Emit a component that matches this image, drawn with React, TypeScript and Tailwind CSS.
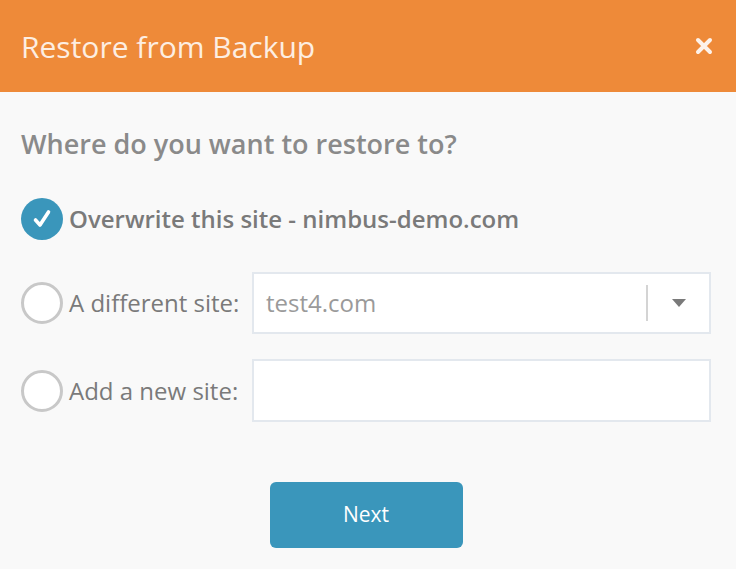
import { useState } from 'react';

type Choice = 'overwrite' | 'different' | 'new';

function Radio({ checked }: { checked: boolean }) {
  if (checked) {
    return (
      <span className="flex h-[42px] w-[42px] shrink-0 items-center justify-center rounded-full bg-[#3a96bb]">
        <svg width="20" height="20" viewBox="0 0 20 20">
          <path d="M3.5 11 L8 16 L16.5 3" fill="none" stroke="#fff" strokeWidth="3.6" strokeLinecap="round" strokeLinejoin="round" />
        </svg>
      </span>
    );
  }
  return <span className="h-[42px] w-[42px] shrink-0 rounded-full border-[3px] border-[#c8c8c8] bg-white" />;
}

export default function App() {
  const [choice, setChoice] = useState<Choice>('overwrite');

  return (
    <div className="flex h-[569px] w-[736px] flex-col bg-[#f9f9f9] font-['Open_Sans',sans-serif]">
      {/* header */}
      <div className="flex h-[92px] shrink-0 items-center justify-between bg-[#ee8a39] pl-[21px] pr-[23px]">
        <h1 className="text-[30px] font-normal text-[#fdeee2]">Restore from Backup</h1>
        <svg width="18" height="18" viewBox="0 0 18 18">
          <path d="M3 3 L15 15 M15 3 L3 15" stroke="#fdf2ea" strokeWidth="4" strokeLinecap="round" />
        </svg>
      </div>

      {/* body */}
      <div className="flex flex-col pl-[21px] pr-[25px] pt-[33px]">
        <h2 className="text-[27px] font-semibold leading-[38px] text-[#8a8a8a]">Where do you want to restore to?</h2>

        <button className="mt-[35px] flex items-center gap-[6px] text-left" onClick={() => setChoice('overwrite')}>
          <Radio checked={choice === 'overwrite'} />
          <span className="text-[24px] font-semibold text-[#7a7a7a]">Overwrite this site - nimbus-demo.com</span>
        </button>

        <div className="mt-[32px] flex items-center">
          <button className="flex items-center gap-[6px]" onClick={() => setChoice('different')}>
            <Radio checked={choice === 'different'} />
            <span className="text-[24px] text-[#7a7a7a]">A different site:</span>
          </button>
          <div className="ml-auto flex h-[62px] w-[459px] items-center border-2 border-[#e3e8ee] bg-white pl-[12px]">
            <span className="flex-1 text-[24px] text-[#9a9a9a]">test4.com</span>
            <span className="h-[36px] w-[2px] bg-[#d4d4d4]" />
            <span className="flex w-[61px] justify-center">
              <svg width="14" height="8" viewBox="0 0 14 8">
                <path d="M0 0 L14 0 L7 8 Z" fill="#7a7a7a" />
              </svg>
            </span>
          </div>
        </div>

        <div className="mt-[25px] flex items-center">
          <button className="flex items-center gap-[6px]" onClick={() => setChoice('new')}>
            <Radio checked={choice === 'new'} />
            <span className="text-[24px] text-[#7a7a7a]">Add a new site:</span>
          </button>
          <input className="ml-auto h-[63px] w-[459px] border-2 border-[#e3e8ee] bg-white px-[13px] text-[24px] text-[#7a7a7a] outline-none" />
        </div>

        <div className="mt-[60px] flex justify-center">
          <button className="h-[66px] w-[193px] rounded-[6px] bg-[#3a96bb] text-[21px] text-white">Next</button>
        </div>
      </div>
    </div>
  );
}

WHAT TO PRODUCE -
The listing above needs to be output again exactly. Don't include the pictures.

ANSWER FOR THIS EXERCISE -
Emit a component that matches this image, drawn with React, TypeScript and Tailwind CSS.
import { useState } from 'react';

type Choice = 'overwrite' | 'different' | 'new';

function Radio({ checked }: { checked: boolean }) {
  if (checked) {
    return (
      <span className="flex h-[42px] w-[42px] shrink-0 items-center justify-center rounded-full bg-[#3a96bb]">
        <svg width="20" height="20" viewBox="0 0 20 20">
          <path d="M3.5 11 L8 16 L16.5 3" fill="none" stroke="#fff" strokeWidth="3.6" strokeLinecap="round" strokeLinejoin="round" />
        </svg>
      </span>
    );
  }
  return <span className="h-[42px] w-[42px] shrink-0 rounded-full border-[3px] border-[#c8c8c8] bg-white" />;
}

export default function App() {
  const [choice, setChoice] = useState<Choice>('overwrite');

  return (
    <div className="flex h-[569px] w-[736px] flex-col bg-[#f9f9f9] font-['Open_Sans',sans-serif]">
      {/* header */}
      <div className="flex h-[92px] shrink-0 items-center justify-between bg-[#ee8a39] pl-[21px] pr-[23px]">
        <h1 className="text-[30px] font-normal text-[#fdeee2]">Restore from Backup</h1>
        <svg width="18" height="18" viewBox="0 0 18 18">
          <path d="M3 3 L15 15 M15 3 L3 15" stroke="#fdf2ea" strokeWidth="4" strokeLinecap="round" />
        </svg>
      </div>

      {/* body */}
      <div className="flex flex-col pl-[21px] pr-[25px] pt-[33px]">
        <h2 className="text-[27px] font-semibold leading-[38px] text-[#8a8a8a]">Where do you want to restore to?</h2>

        <button className="mt-[35px] flex items-center gap-[6px] text-left" onClick={() => setChoice('overwrite')}>
          <Radio checked={choice === 'overwrite'} />
          <span className="text-[24px] font-semibold text-[#7a7a7a]">Overwrite this site - nimbus-demo.com</span>
        </button>

        <div className="mt-[32px] flex items-center">
          <button className="flex items-center gap-[6px]" onClick={() => setChoice('different')}>
            <Radio checked={choice === 'different'} />
            <span className="text-[24px] text-[#7a7a7a]">A different site:</span>
          </button>
          <div className="ml-auto flex h-[62px] w-[459px] items-center border-2 border-[#e3e8ee] bg-white pl-[12px]">
            <span className="flex-1 text-[24px] text-[#9a9a9a]">test4.com</span>
            <span className="h-[36px] w-[2px] bg-[#d4d4d4]" />
            <span className="flex w-[61px] justify-center">
              <svg width="14" height="8" viewBox="0 0 14 8">
                <path d="M0 0 L14 0 L7 8 Z" fill="#7a7a7a" />
              </svg>
            </span>
          </div>
        </div>

        <div className="mt-[25px] flex items-center">
          <button className="flex items-center gap-[6px]" onClick={() => setChoice('new')}>
            <Radio checked={choice === 'new'} />
            <span className="text-[24px] text-[#7a7a7a]">Add a new site:</span>
          </button>
          <input className="ml-auto h-[63px] w-[459px] border-2 border-[#e3e8ee] bg-white px-[13px] text-[24px] text-[#7a7a7a] outline-none" />
        </div>

        <div className="mt-[60px] flex justify-center">
          <button className="h-[66px] w-[193px] rounded-[6px] bg-[#3a96bb] text-[21px] text-white">Next</button>
        </div>
      </div>
    </div>
  );
}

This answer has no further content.